[Start]
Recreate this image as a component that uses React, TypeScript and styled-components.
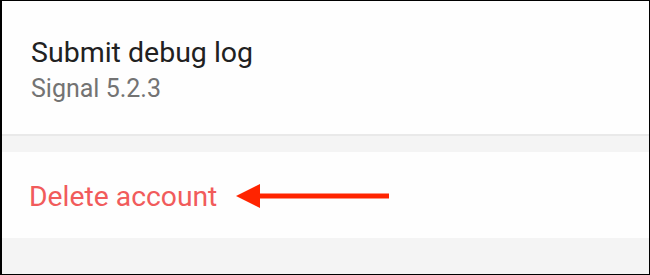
import React from "react";
import styled, { createGlobalStyle } from "styled-components";

const Global = createGlobalStyle`
  html, body { margin: 0; padding: 0; background: #ffffff; }
  * { box-sizing: border-box; }
`;

const Frame = styled.div`
  width: 650px;
  height: 275px;
  border: 1px solid #000;
  border-left-width: 2px;
  background: #f4f4f4;
  display: flex;
  flex-direction: column;
  font-family: Roboto, "Noto Sans", sans-serif;
  overflow: hidden;
`;

const Section = styled.div<{ $h: number; $pt: number; $pl: number }>`
  background: #fefefe;
  height: ${(p) => p.$h}px;
  display: flex;
  flex-direction: column;
  justify-content: flex-start;
  padding-left: ${(p) => p.$pl}px;
  padding-top: ${(p) => p.$pt}px;
`;

const Divider = styled.div`
  height: 2px;
  background: #e9e9e9;
`;

const Spacer = styled.div`
  height: 16px;
  background: #f4f4f4;
`;

const Title = styled.div`
  font-size: 28.5px;
  line-height: 34px;
  color: #212121;
`;

const Subtitle = styled.div`
  font-size: 25px;
  line-height: 30px;
  color: #737373;
  margin-top: 4px;
`;

const Row = styled.div`
  display: flex;
  align-items: center;
  gap: 19px;
`;

const Danger = styled.div`
  font-size: 28.3px;
  line-height: 34px;
  color: #f15b5b;
`;

const ArrowIcon = styled.svg`
  margin-bottom: 2px;
`;

const Arrow = () => (
  <ArrowIcon width="154" height="26" viewBox="0 0 154 26">
    <polygon points="0,13 24,1 24,25" fill="#ff2400" />
    <rect x="22" y="10.5" width="131" height="5" fill="#ff2400" />
  </ArrowIcon>
);

export default function App() {
  return (
    <>
      <Global />
      <Frame>
        <Section $h={133} $pt={35} $pl={29}>
          <Title>Submit debug log</Title>
          <Subtitle>Signal 5.2.3</Subtitle>
        </Section>
        <Divider />
        <Spacer />
        <Section $h={86} $pt={28} $pl={27}>
          <Row>
            <Danger>Delete account</Danger>
            <Arrow />
          </Row>
        </Section>
      </Frame>
    </>
  );
}
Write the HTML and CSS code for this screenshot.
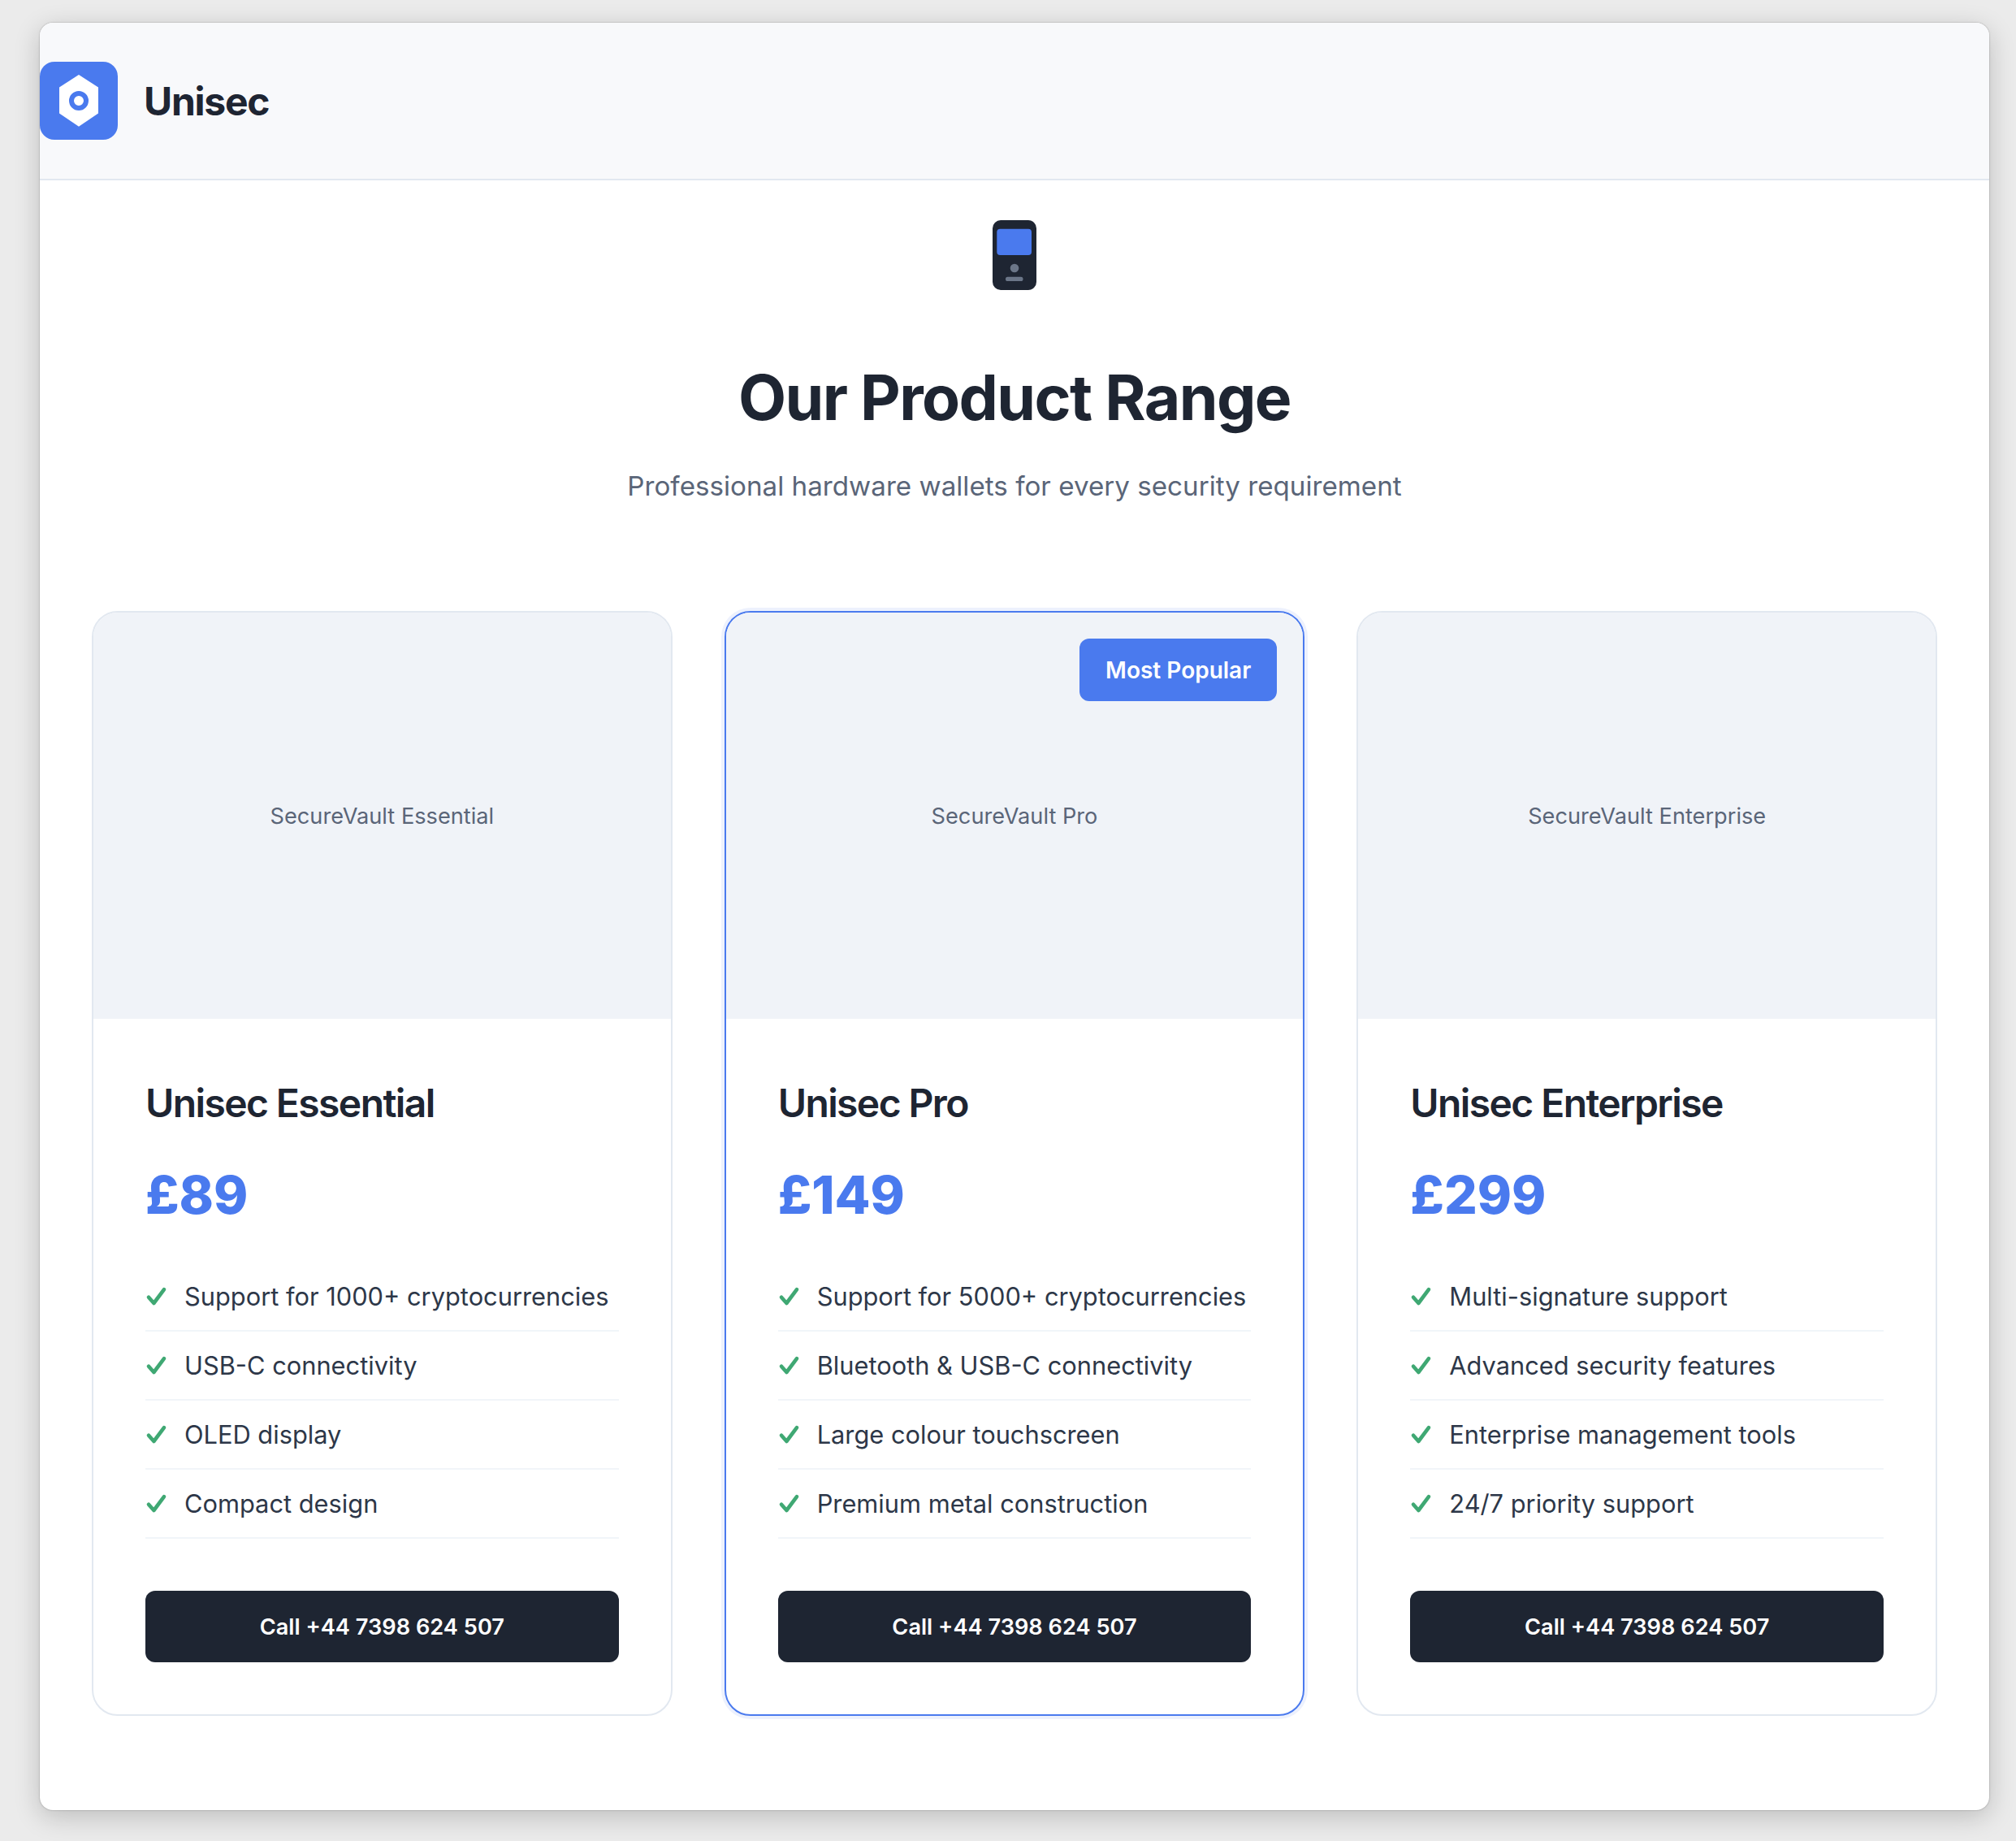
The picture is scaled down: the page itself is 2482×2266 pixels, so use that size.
[End]
● WHAT THIS TASK INVOLVES:
Repeat each record exactly, with the pictures left out.

● RESPONSE TO THE EXERCISE:
Recreate this image as a component that uses React, TypeScript and styled-components.
import React from "react";
import styled, { createGlobalStyle } from "styled-components";

const Global = createGlobalStyle`
  html, body { margin: 0; padding: 0; background: #ffffff; }
  * { box-sizing: border-box; }
`;

const Frame = styled.div`
  width: 650px;
  height: 275px;
  border: 1px solid #000;
  border-left-width: 2px;
  background: #f4f4f4;
  display: flex;
  flex-direction: column;
  font-family: Roboto, "Noto Sans", sans-serif;
  overflow: hidden;
`;

const Section = styled.div<{ $h: number; $pt: number; $pl: number }>`
  background: #fefefe;
  height: ${(p) => p.$h}px;
  display: flex;
  flex-direction: column;
  justify-content: flex-start;
  padding-left: ${(p) => p.$pl}px;
  padding-top: ${(p) => p.$pt}px;
`;

const Divider = styled.div`
  height: 2px;
  background: #e9e9e9;
`;

const Spacer = styled.div`
  height: 16px;
  background: #f4f4f4;
`;

const Title = styled.div`
  font-size: 28.5px;
  line-height: 34px;
  color: #212121;
`;

const Subtitle = styled.div`
  font-size: 25px;
  line-height: 30px;
  color: #737373;
  margin-top: 4px;
`;

const Row = styled.div`
  display: flex;
  align-items: center;
  gap: 19px;
`;

const Danger = styled.div`
  font-size: 28.3px;
  line-height: 34px;
  color: #f15b5b;
`;

const ArrowIcon = styled.svg`
  margin-bottom: 2px;
`;

const Arrow = () => (
  <ArrowIcon width="154" height="26" viewBox="0 0 154 26">
    <polygon points="0,13 24,1 24,25" fill="#ff2400" />
    <rect x="22" y="10.5" width="131" height="5" fill="#ff2400" />
  </ArrowIcon>
);

export default function App() {
  return (
    <>
      <Global />
      <Frame>
        <Section $h={133} $pt={35} $pl={29}>
          <Title>Submit debug log</Title>
          <Subtitle>Signal 5.2.3</Subtitle>
        </Section>
        <Divider />
        <Spacer />
        <Section $h={86} $pt={28} $pl={27}>
          <Row>
            <Danger>Delete account</Danger>
            <Arrow />
          </Row>
        </Section>
      </Frame>
    </>
  );
}
Write the HTML and CSS code for this screenshot.
The picture is scaled down: the page itself is 2482×2266 pixels, so use that size.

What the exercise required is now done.